In case this is too abstract, here's a potential example (which, again, assumes the concept of an ontologically objective derivative moral value is coherent). By definition, utilitarianism seems to entail that utility is non-derivatively morally valuable. While act utilitarians might believe that, say, honesty is morally valuable, logically consistent act utilitarians must regard honesty as derivatively morally valuable: on their view, honesty is morally valuable if and only if it maximizes utility. In other words, for them, maximizing utility is what 'makes' honesty morally valuable. But what about utility itself? On act utilitarianism, nothing else makes it morally valuable to maximize utility; maximizing utility just is valuable. 

So let's add the following to our list of assumptions:

(6) Non-derivative ontologically objective moral values exist, and include X.

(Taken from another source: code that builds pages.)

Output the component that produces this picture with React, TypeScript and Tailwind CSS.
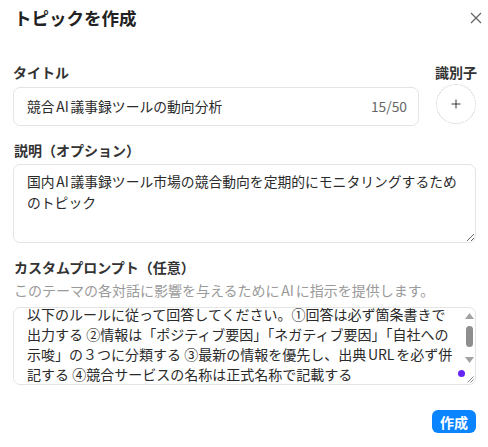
import React, { useEffect, useRef } from "react";
import { Plus } from "lucide-react";

const promptText =
  "以下のルールに従って回答してください。①回答は必ず箇条書きで出力する ②情報は「ポジティブ要因」「ネガティブ要因」「自社への示唆」の３つに分類する ③最新の情報を優先し、出典URLを必ず併記する ④競合サービスの名称は正式名称で記載する";

const labelCls = "block h-5 leading-5 text-[14px] font-semibold text-[#333] [text-autospace:normal]";

const App: React.FC = () => {
  const promptRef = useRef<HTMLTextAreaElement>(null);

  useEffect(() => {
    // prompt box opens slightly scrolled
    if (promptRef.current) promptRef.current.scrollTop = 10;
  }, []);

  return (
    <div className="w-[488px] h-[447px] bg-white pl-[13px] pr-[12px] text-[#2a2a2a] font-['Noto_Sans_CJK_JP','Noto_Sans',sans-serif]">
      {/* header */}
      <div className="h-9 flex items-center justify-between pl-px">
        <h2 className="text-[17.5px] font-bold text-[#222]">トピックを作成</h2>
        <button className="-mr-[6px] text-[#666]">
          <svg width="12" height="12" viewBox="0 0 12 12" fill="none" stroke="currentColor" strokeWidth="1.3">
            <path d="M1 1l10 10M11 1L1 11" />
          </svg>
        </button>
      </div>

      {/* title + identifier */}
      <div className="mt-[26px] flex gap-[17px]">
        <div className="flex-1">
          <label className={labelCls}>タイトル</label>
          <div className="mt-[5px] h-[39px] rounded-[7px] border border-[#e4e4e4] flex items-center pl-[13px] pr-[11px] text-[13.8px] [text-autospace:normal]">
            <span className="flex-1">競合AI議事録ツールの動向分析</span>
            <span className="text-[#666]">15/50</span>
          </div>
        </div>
        <div className="w-10 flex flex-col items-center">
          <label className={`${labelCls} whitespace-nowrap`}>識別子</label>
          <div className="mt-[2px] w-10 h-10 rounded-full border border-dotted border-[#c8c8c8] flex items-center justify-center text-[#333]">
            <Plus size={14} strokeWidth={1.7} />
          </div>
        </div>
      </div>

      {/* description */}
      <label className={`${labelCls} mt-[14px] pl-px`}>説明（オプション）</label>
      <textarea
        className="mt-1 block w-full h-[79px] rounded-[7px] border border-[#e4e4e4] pl-[13px] pr-[10px] pt-[6px] text-[13.8px] leading-[21px] outline-none [text-autospace:normal]"
        defaultValue="国内AI議事録ツール市場の競合動向を定期的にモニタリングするためのトピック"
      />

      {/* custom prompt */}
      <label className={`${labelCls} mt-[14px] pl-px`}>カスタムプロンプト（任意）</label>
      <p className="mt-[3px] h-5 leading-5 text-[14px] text-[#9a9a9a] pl-px [text-autospace:normal]">
        このテーマの各対話に影響を与えるためにAIに指示を提供します。
      </p>
      <div className="relative mt-[7px]">
        <textarea
          ref={promptRef}
          className="block w-full h-[78px] rounded-[7px] border border-[#e4e4e4] pl-[13px] pr-[19px] py-[6px] text-[14px] leading-[20px] outline-none resize-none [scrollbar-width:none] [text-autospace:normal]"
          defaultValue={promptText}
        />
        {/* scrollbar */}
        <div className="absolute right-px top-px w-3 h-[62px] flex flex-col items-center pointer-events-none">
          <svg className="mt-[5px]" width="9" height="6" viewBox="0 0 9 6">
            <polygon points="4.5,0 9,6 0,6" fill="#a3a3a3" />
          </svg>
          <div className="mt-[7px] w-[7px] h-[21px] rounded-full bg-[#8e8e8e]" />
          <svg className="mt-[10px]" width="9" height="6" viewBox="0 0 9 6">
            <polygon points="0,0 9,0 4.5,6" fill="#a3a3a3" />
          </svg>
        </div>
        {/* resize grip */}
        <svg className="absolute right-[2px] bottom-[2px] pointer-events-none" width="8" height="8" viewBox="0 0 8 8" stroke="#8a8a8a" strokeWidth="1">
          <path d="M7.5 1.5L1.5 7.5M7.5 4.5L4.5 7.5" />
        </svg>
        <span className="absolute right-[11px] bottom-[8px] w-[7px] h-[7px] rounded-full bg-[#6424f6]" />
      </div>

      {/* footer */}
      <div className="mt-[25px] flex justify-end">
        <button className="h-[23px] w-11 rounded-[6px] bg-[#0a84ff] text-white text-[14px] font-bold leading-none">
          作成
        </button>
      </div>
    </div>
  );
};

export default App;
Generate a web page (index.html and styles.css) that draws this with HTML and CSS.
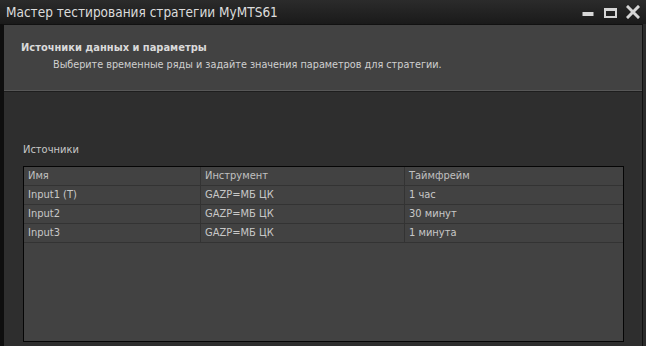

X could be any candidate for non-derivative value: the utilitarian's utility; the Aristotelian's contributing to human flourishing; the normative divine command theorist's obedience to God's commands; and so forth.

It seems to me that if some instance of (6) is true, it is necessarily true, but if some instance of (6) is false, it is necessarily false. For example, if utility is non-derivatively and objectively valuable, then it is necessarily true that utility is non-derivatively and objectively valuable. Likewise, if contributing to human flourishing is non-derivatively and objectively valuable, it is necessarily true that contributing to human flourishing is non-derivatively and objectively valuable. 

This leads to:

(7) Necessarily, if non-derivative ontologically objective moral values exist, they exist necessarily.

The implication here is that, contrary to myth, if moral anti-reductionism is true, it doesn't necessarily follow that moral facts and properties are sui generis. They might be a wholly unique type of entity, but they might also simply be propositions, albeit propositions about moral facts and properties. In other words, the Platonist qua moral anti-reductionist need not view moral facts and properties as a unique type of entity over and above other kinds of entities which they recognize in their ontology; rather, the Platonist qua moral anti-reductionist might believe that propositions exist as abstract objects, and non-derivative and objective moral values "exist" as a type of proposition.

The idea of linking moral anti-reductionism and abstract objects seems plausible because of the many parallels between nonreductive moral values and abstract objects. If a non-reductive moral value or abstract object exists, it exists necessarily. If a non-reductive moral value or abstract object exists, it is causally inert (i.e., the number 2 or the moral value utility cannot cause anything).  If a non-reductive moral value or abstract object exist, it is not spatiotemporal, viz., it does not exist in space and time.

This leads to one final thesis:

(8) If non-derivative ontologically objective moral values exist, they plausibly exist as a type of abstract object, namely, propositions about non-derivative ontologically objective moral value.